In Europe, additional data protection requirements such as the GDPR must also be taken into account.
Performance
Large volumes of data can place significant demands on storage and computing power. Modern systems therefore rely on parallel processing, in-memory technologies, and distributed data architectures.
Modern Developments in Data Warehouses
The traditional distinction between data warehouses, data lakes, and real-time analytics is becoming increasingly blurred. Modern platforms combine different approaches.
Data Lakehouse
A current trend is the so-called Lakehouse, which combines features of data lakes and data warehouses. This allows both structured and unstructured data to be processed efficiently.
This is particularly relevant for intralogistics applications, as sensor data, image data, or machine logs are processed there in addition to traditional databases.
Artificial Intelligence and Machine Learning
Data warehouses often form the foundation for AI-driven analytics. Examples in intralogistics include:
- demand forecasting,
- automatic inventory optimization,
- route optimization,
- anomaly detection,
- predictive maintenance.
Machine learning models require large volumes of consistent data—a task handled by the data warehouse.
Conclusion
The data warehouse is a central element of modern business management. It enables the structured consolidation, storage, and analysis of large volumes of data, thereby laying the foundation for data-driven decisions.

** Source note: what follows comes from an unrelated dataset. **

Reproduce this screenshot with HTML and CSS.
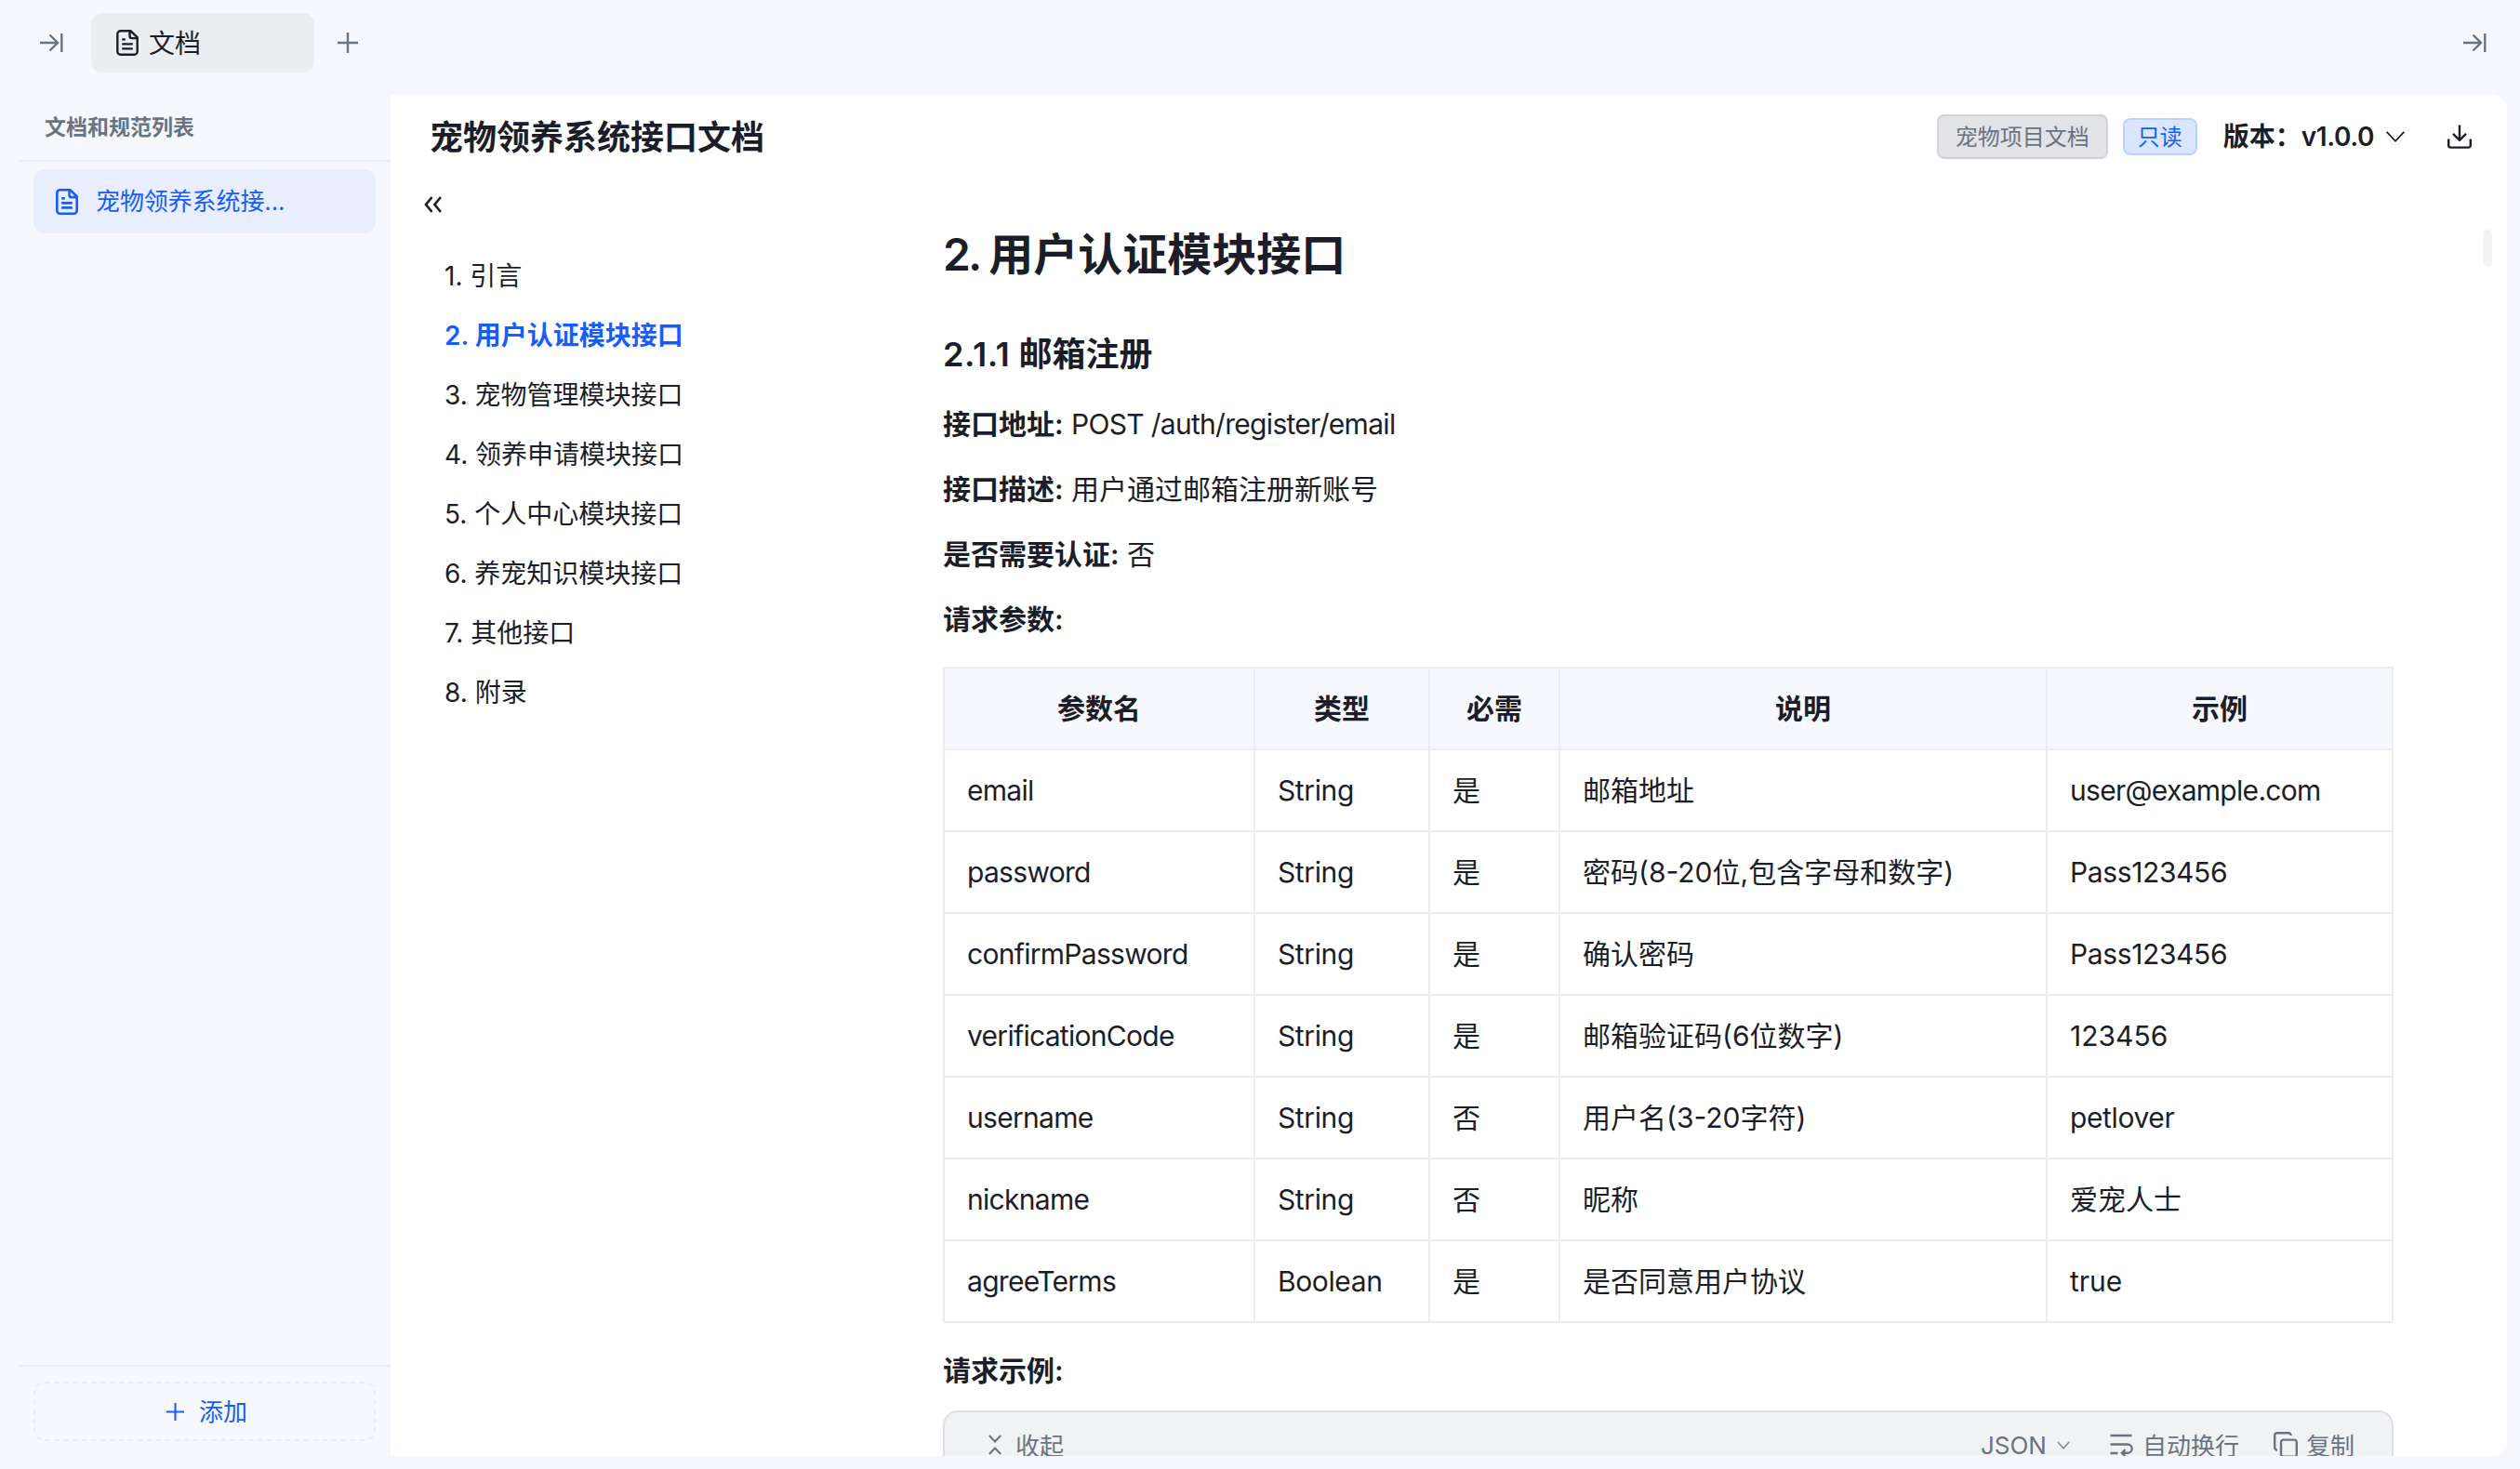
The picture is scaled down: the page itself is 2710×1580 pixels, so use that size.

This topic is becoming increasingly important, particularly in intralogistics. The digitization of logistics processes, the use of IoT technologies, and the growing importance of real-time data are leading to a rising demand for powerful analytics platforms. Data warehouses help companies make processes more transparent, identify efficiency potential, and make well-informed strategic decisions.
With developments such as cloud data warehousing, data lakehouses, and AI-powered analytics, the classic data warehouse is continuously evolving and remains an essential component of modern data architectures.